The Semantic Web

The Semantic Web, a longstanding vision for making the Web more useful to humans by making it more readable by the computers programmed to do our bidding. Originally put forth by Sir Tim Berners-Lee, the man credited with inventing the Web.

"If HTML and the Web made all the online documents look like one huge book, RDF, schema, and inference languages will make all the data in the world look like one huge database" Tim Berners-Lee, Weaving the Web, 1999.

We have two partners in this noble effort.  Ourselves as web authors.  Those who build and program machines to do our bidding.

  1. Synthesizing some of the world's best existing work in artificial intelligence (AI), including knowledge acquisition, natural language processing, and knowledge representation, as well as sponsoring targeted research to fill in certain gaps.
  2. Harnessing Paul Otlet's version of hypertext which holds a few important advantages over today's Web. For one thing, he saw a smarter kind of hyperlink. Whereas links on the Web today serve as a kind of mute bond between documents, Otlet envisioned links that carried meaning by, for example, annotating if particular documents agreed or disagreed with each other.

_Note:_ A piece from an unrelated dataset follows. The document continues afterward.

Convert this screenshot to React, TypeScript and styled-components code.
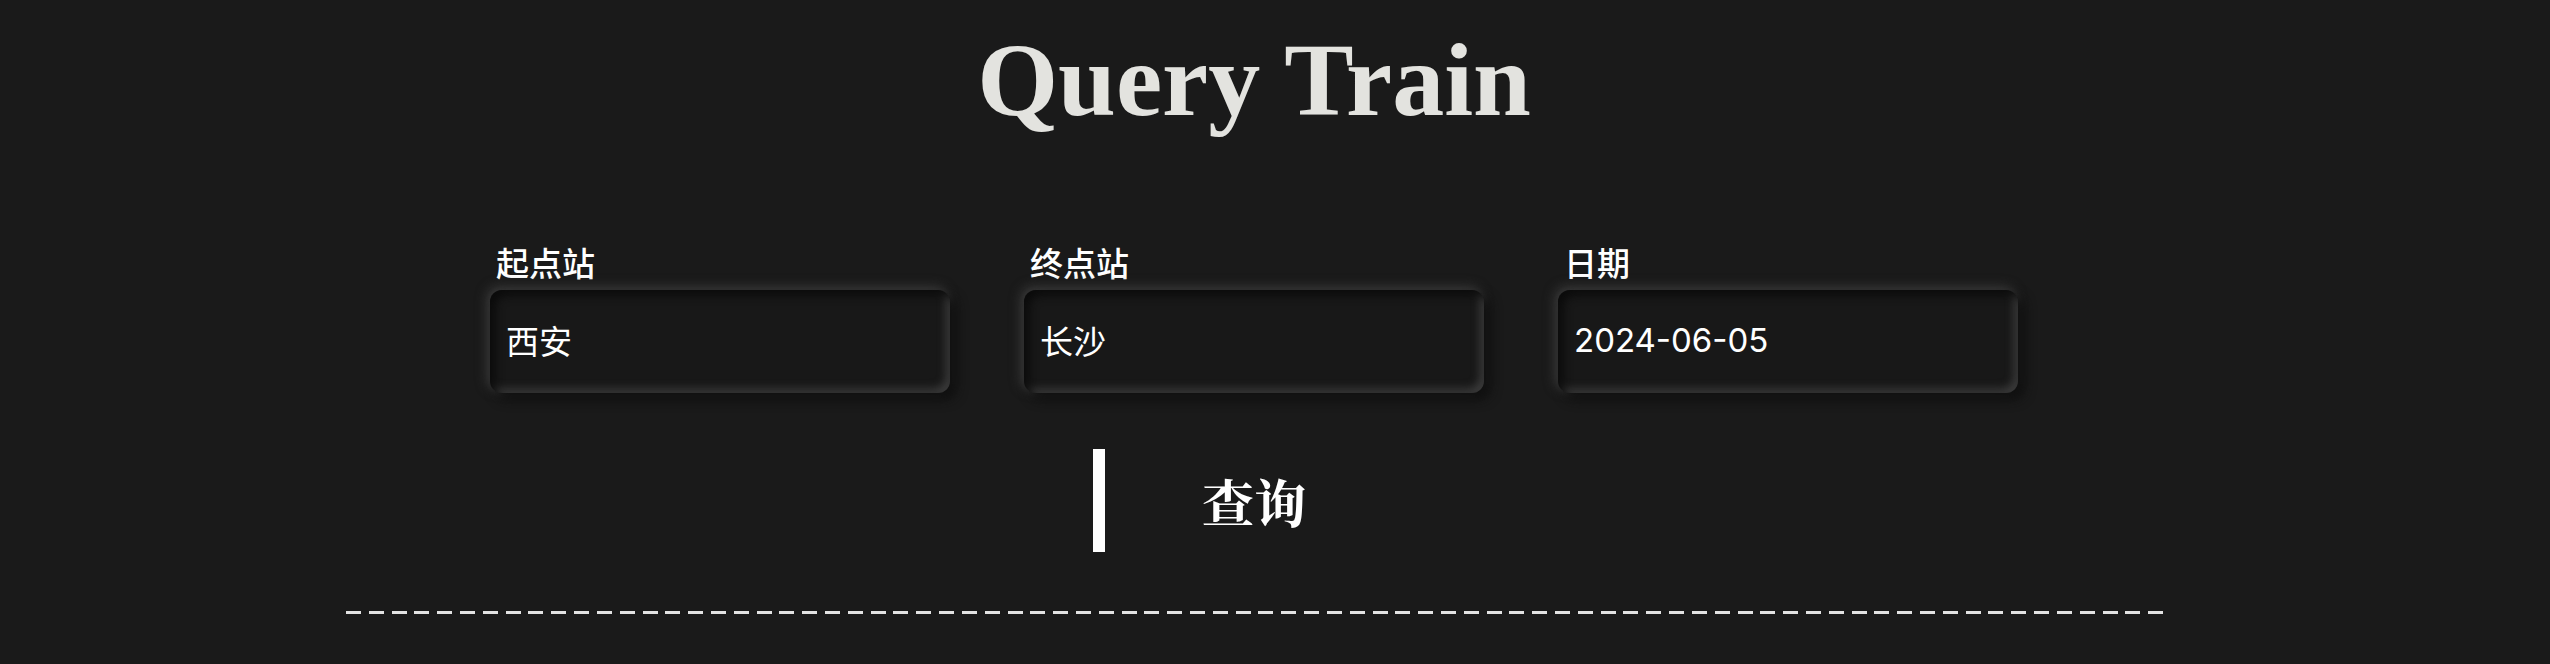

That facility is notably lacking in the dumb logic of modern hyperlinks.
  3. Learn a new way of creating Web pages so that they display nicely in Web browsers doesn't do much of anything to help software understand their content (or context of that content). There is simply no meaning to the data. Microformats are intended to change all of that. They do so by enabling the attachment of semantics (semantic data) to online content.
  4. Learn how Microformats are small patterns of HTML to represent commonly published things like people, events, blog posts, reviews and tags in web pages. How Microformats enable the publishing of higher fidelity information on the Web; the fastest and simplest way to provide feeds and APIs for the information in your website.